Bonjour qui ne sont pas encore en vacances, 

PE m'a payé  les congés en une fois en Juin de l’année 2021 – 2022

Je travaille L, M, J et V (40h, 43 sem travaillées, 5,24€ en brut)

Juillet : j’ai 1 sem de CPAquis

Août : j’ai 2 sem de CPAquis

J’espère mon compte Nombres des semaines est bon : Juin 5 semaines travaillées, Juillet 2 sem, août 2 car la semaine 33 est retirée de la mensualisation (SD)

Donc total 9 sem + Nbr semaines de CP Aquis l’année précéd pris 5 sem sont dèjà rémunérées = 14 semaines ???  est ce que j'ajouterai 3 sem de mes CPA 

Je me bloque sur la semaine de Juillet + 2 semaines du mois d’août ce sont les 3 sem de mes CPAquis

J’ai trouvé en maintien salaire 419,20 € et     331,17 avec 10%

Merci beaucoup de votre éclairage, je patauge.


----------



## amandinezoe (20 Juillet 2022)

oups Juillet 3 pas 2 sem


----------



## GénéralMétal1988 (20 Juillet 2022)

Bonjour

Non, uniquement les semaines posées en cp sont assimilées à du temps de travail.


----------



## amandinezoe (20 Juillet 2022)

Rbonjour à tout le monde,
Ma question est comment je calcule mes 3 sem  de CPA : 1 mois ce mois juillet + 2 mois d'Août ? 
Après mon calcul j'ai trouvé 10 sem + 5 sem Nbr semaines de CP Aquis l’année précéd pris 5 sem sont déjà rémunérées = 15 semaines pour les Indemnités CCP au fin de mon contrat.
Merci d'avance aux expert de CP


----------



## assmatzam (20 Juillet 2022)

Pour le maintien 
Tu as 9 semaines travaillées + 3 semaines de cp acquises = 12 semaines 

12 semaines / 4 * 2,5 = 7,5 = 8 jours ouvrables acquis 

8 jours / 6 * 40 heures * 5,24€ = 279,4666€ brut 

Pour les 10%
Salaire brut de juin + CP payés en juin 
Salaire brut de juillet 
Salaire brut d'août 
Total x 0,1 = 10%


----------



## assmatzam (20 Juillet 2022)

Si tu as bien 331,17€ brut avec les 10% en ayant bien pris en compte le montant des cp payés en juin, ce sera la méthode la p'us avantageuse des 2

Ca représente 
63 heures de cp

63 heures / 10 heures par jour = 6,3 jours 
= 7 jours ouvrés soit 11 jours ouvrables de cp à inscrire en iccp


----------



## amandinezoe (21 Juillet 2022)

assmatzam et  GénéralMétal1988 bonjour,​Vous êtes supers comme dab
Le calcul est bon.
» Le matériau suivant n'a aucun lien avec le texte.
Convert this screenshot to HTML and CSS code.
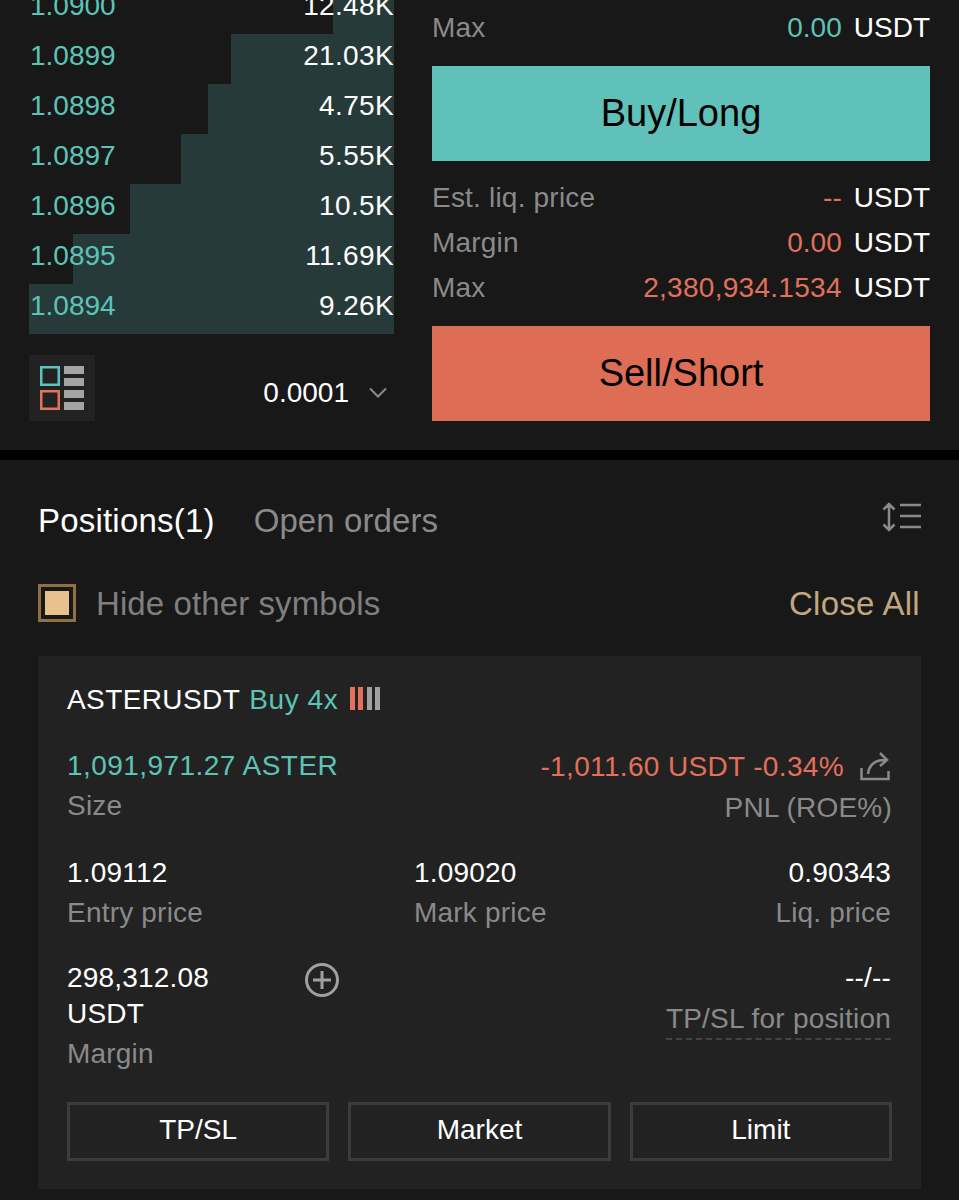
FILE: index.html
```html
<!DOCTYPE html>
<html lang="en">
<head>
  <meta charset="UTF-8" />
  <meta name="viewport" content="width=device-width, initial-scale=1.0"/>
  <title>ASTERUSDT Positions</title>
  <link rel="stylesheet" href="styles.css">
</head>
<body>
  <section class="trade">
    <div class="book">
      <div class="book-rows">
        <div class="book-row"><span class="depth" style="width:61px"></span><span class="price">1.0900</span><span class="qty">12.48K</span></div>
        <div class="book-row"><span class="depth" style="width:163px"></span><span class="price">1.0899</span><span class="qty">21.03K</span></div>
        <div class="book-row"><span class="depth" style="width:186px"></span><span class="price">1.0898</span><span class="qty">4.75K</span></div>
        <div class="book-row"><span class="depth" style="width:213px"></span><span class="price">1.0897</span><span class="qty">5.55K</span></div>
        <div class="book-row"><span class="depth" style="width:264px"></span><span class="price">1.0896</span><span class="qty">10.5K</span></div>
        <div class="book-row"><span class="depth" style="width:321px"></span><span class="price">1.0895</span><span class="qty">11.69K</span></div>
        <div class="book-row"><span class="depth" style="width:365px"></span><span class="price">1.0894</span><span class="qty">9.26K</span></div>
      </div>
      <div class="book-foot">
        <div class="layout-btn">
          <svg width="44" height="44" viewBox="0 0 44 44">
            <rect x="1.250" y="1.250" width="17.500" height="17.500" fill="none" stroke="#5cc4ba" stroke-width="2.500"/>
            <rect x="1.250" y="25.250" width="17.500" height="17.500" fill="none" stroke="#e0745a" stroke-width="2.500"/>
            <rect x="24" y="0" width="20" height="8" fill="#a3a3a3"/>
            <rect x="24" y="12" width="20" height="8" fill="#a3a3a3"/>
            <rect x="24" y="24" width="20" height="8" fill="#a3a3a3"/>
            <rect x="24" y="36" width="20" height="8" fill="#a3a3a3"/>
          </svg>
        </div>
        <div class="tick">
          <span>0.0001</span>
          <svg width="20" height="14" viewBox="0 0 20 14"><path d="M2 2.500L10 10.500L18 2.500" fill="none" stroke="#8a8a8a" stroke-width="2"/></svg>
        </div>
      </div>
    </div>

    <div class="order">
      <div class="order-row first"><span class="label">Max</span><span class="unit"><span class="num teal">0.00</span>USDT</span></div>
      <button class="big-btn buy">Buy/Long</button>
      <div class="order-row gap-top"><span class="label">Est. liq. price</span><span class="unit"><span class="num red">--</span>USDT</span></div>
      <div class="order-row"><span class="label">Margin</span><span class="unit"><span class="num red">0.00</span>USDT</span></div>
      <div class="order-row"><span class="label">Max</span><span class="unit"><span class="num long red">2,380,934.1534</span>USDT</span></div>
      <button class="big-btn sell">Sell/Short</button>
    </div>
  </section>

  <section class="positions">
    <div class="tabs">
      <span class="tab active">Positions(1)</span>
      <span class="tab">Open orders</span>
      <svg class="sort-icon" width="40" height="32" viewBox="0 0 40 32">
        <path d="M8 3V29M2.500 8.500L8 3L13.500 8.500M2.500 23.500L8 29L13.500 23.500" fill="none" stroke="#8a8a8a" stroke-width="2.500"/>
        <path d="M19 4H40M19 15H40M19 26H40" fill="none" stroke="#8a8a8a" stroke-width="2.500"/>
      </svg>
    </div>

    <div class="filter">
      <span class="check"><span class="check-fill"></span></span>
      <span class="filter-label">Hide other symbols</span>
      <span class="close-all">Close All</span>
    </div>

    <div class="card">
      <div class="card-title">
        <span class="symbol">ASTERUSDT</span>
        <span class="side teal">Buy 4x</span>
        <span class="adl"><i class="on"></i><i class="on"></i><i></i><i></i></span>
      </div>

      <div class="size-row">
        <div>
          <div class="value size-value teal">1,091,971.27 ASTER</div>
          <div class="label sub">Size</div>
        </div>
        <div class="pnl">
          <div class="value red pnl-value">
            <span>-1,011.60 USDT -0.34%</span>
            <svg width="30" height="30" viewBox="0 0 30 30">
              <path d="M1.500 16V27H28.500V19" fill="none" stroke="#8a8a8a" stroke-width="2.500"/>
              <path d="M8 22C9 13 14 8 25 8M20 1L27 8L20 14" fill="none" stroke="#8a8a8a" stroke-width="2.500"/>
            </svg>
          </div>
          <div class="label pnl-label">PNL (ROE%)</div>
        </div>
      </div>

      <div class="stats">
        <div>
          <div class="value">1.09112</div>
          <div class="label sub">Entry price</div>
        </div>
        <div>
          <div class="value">1.09020</div>
          <div class="label sub">Mark price</div>
        </div>
        <div class="right">
          <div class="value">0.90343</div>
          <div class="label sub">Liq. price</div>
        </div>
      </div>

      <div class="stats">
        <div class="margin">
          <div>
            <div class="value">298,312.08<br>USDT</div>
            <div class="label sub">Margin</div>
          </div>
          <svg class="plus" width="34" height="34" viewBox="0 0 34 34">
            <circle cx="17" cy="17" r="15.500" fill="none" stroke="#a0a0a0" stroke-width="3"/>
            <path d="M17 8V26M8 17H26" fill="none" stroke="#a0a0a0" stroke-width="3"/>
          </svg>
        </div>
        <div></div>
        <div class="right">
          <div class="value">--/--</div>
          <div class="label dashed">TP/SL for position</div>
        </div>
      </div>

      <div class="actions">
        <button class="act-btn">TP/SL</button>
        <button class="act-btn">Market</button>
        <button class="act-btn">Limit</button>
      </div>
    </div>
  </section>
</body>
</html>
```

FILE: styles.css
```css
* {
  box-sizing: border-box;
}
body {
  margin: 0;
  height: 1200px;
  overflow: hidden;
  background: #181818;
  color: #fff;
  font-family: 'Liberation Sans', Arial, sans-serif;
  font-size: 28px;
  letter-spacing: 0.2px;
}
.teal {
  color: #5cc4b7;
}
.red {
  color: #e2705a;
}
.label {
  color: #8a8a8a;
}

/* order book + order form */
.trade {
  height: 450px;
  padding: 0 29px;
  display: flex;
  gap: 38px;
  overflow: hidden;
}
.book {
  width: 365px;
  flex: none;
}
.book-rows {
  margin-top: -16px;
}
.book-row {
  position: relative;
  height: 50px;
  display: flex;
  align-items: center;
  justify-content: space-between;
  padding-left: 1px;
  padding-bottom: 6px;
}
.depth {
  position: absolute;
  top: 0;
  right: 0;
  bottom: 0;
  background: #263a39;
}
.price {
  position: relative;
  color: #5cc4b7;
  letter-spacing: 0;
}
.qty {
  position: relative;
  letter-spacing: 0.35px;
}
.book-foot {
  margin-top: 21px;
  display: flex;
  align-items: center;
  justify-content: space-between;
}
.layout-btn {
  width: 66px;
  height: 66px;
  background: #222222;
  display: flex;
  align-items: center;
  justify-content: center;
}
.tick {
  display: flex;
  align-items: center;
  gap: 19px;
  padding-right: 6px;
  margin-top: 9px;
  letter-spacing: 0;
}

.order {
  flex: 1;
}
.order-row {
  height: 45px;
  display: flex;
  align-items: center;
  justify-content: space-between;
}
.order-row.first {
  margin-top: 5px;
}
.order-row.gap-top {
  margin-top: 14px;
}
.unit {
  letter-spacing: 0;
}
.num {
  margin-right: 12px;
}
.num.long {
  letter-spacing: 0.28px;
}
.big-btn {
  display: block;
  width: 100%;
  height: 95px;
  border: none;
  color: #000;
  font-family: inherit;
  font-size: 38px;
}
.big-btn.buy {
  background: #5fc1b9;
  margin-top: 16px;
}
.big-btn.sell {
  background: #dd6e55;
  margin-top: 16px;
}

/* positions */
.positions {
  border-top: 10px solid #000;
  padding: 40px 38px 0;
}
.tabs {
  height: 40px;
  display: flex;
  align-items: center;
  gap: 39px;
  font-size: 33px;
}
.tab {
  color: #8a8a8a;
  padding-top: 2px;
  letter-spacing: 0.1px;
}
.tab.active {
  color: #fff;
  letter-spacing: 0.2px;
}
.sort-icon {
  margin-left: auto;
  margin-top: -6px;
}
.filter {
  margin-top: 44px;
  height: 38px;
  display: flex;
  align-items: center;
  font-size: 33px;
}
.check {
  width: 38px;
  height: 38px;
  border: 3px solid #8f6f45;
  padding: 4px;
  margin-right: 20px;
}
.check-fill {
  display: block;
  width: 100%;
  height: 100%;
  background: #e8c18e;
}
.filter-label {
  color: #7f7f7f;
  padding-top: 2px;
  letter-spacing: 0.1px;
}
.close-all {
  margin-left: auto;
  margin-right: 1px;
  padding-top: 2px;
  color: #c2a67f;
  letter-spacing: 0.3px;
}

.card {
  margin-top: 34px;
  width: 883px;
  background: #222222;
  padding: 26px 29px 28px;
}
.card-title {
  height: 36px;
  display: flex;
  align-items: center;
  gap: 9px;
}
.symbol {
  letter-spacing: 0.4px;
}
.side {
  letter-spacing: 0.6px;
}
.adl {
  display: flex;
  gap: 3px;
  margin-top: -4px;
  margin-left: 3px;
}
.adl i {
  width: 5px;
  height: 23px;
  background: #a0a0a0;
}
.adl i.on {
  background: #e2705a;
}
.adl i.on + i:not(.on) {
  margin-left: 1px;
}
.value {
  line-height: 36px;
}
.sub {
  line-height: 36px;
  margin-top: 4px;
}
.size-row {
  margin-top: 30px;
  display: flex;
  justify-content: space-between;
}
.size-value {
  letter-spacing: 0.45px;
}
.pnl {
  text-align: right;
  padding-top: 1px;
}
.pnl-value {
  display: flex;
  align-items: center;
  gap: 16px;
  letter-spacing: 0.35px;
  padding-right: 2px;
}
.pnl-label {
  line-height: 36px;
  margin-top: 5px;
}
.stats {
  margin-top: 29px;
  display: grid;
  grid-template-columns: 347px 1fr auto;
}
.right {
  text-align: right;
  padding-right: 1px;
}
.margin {
  display: flex;
  justify-content: space-between;
  width: 272px;
}
.plus {
  margin-top: 3px;
}
.dashed {
  line-height: 36px;
  margin-top: 5px;
  padding-bottom: 1px;
  border-bottom: 2px dashed #444444;
}
.actions {
  margin-top: 30px;
  display: grid;
  grid-template-columns: repeat(3, 1fr);
  gap: 19px;
}
.act-btn {
  height: 59px;
  padding-bottom: 4px;
  background: none;
  border: 3px solid #3c3c3c;
  color: #fff;
  font-family: inherit;
  font-size: 28px;
}
```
Je vous remercie .
assmatzam : j'espère que  ton mari va beaucoup mieux.​
Je vous souhaite excellentes vacances à tous et à toutes.
Amandine


----------



## assmatzam (21 Juillet 2022)

Oui merci Amandine il se remet tranquillou
Mais j'aimerai bien qu'il sorte un peu
Ca fait 15 jours qu'il a pas mis le nez dehors
J'ai l'impression d'être agréée pour 5 enfants


----------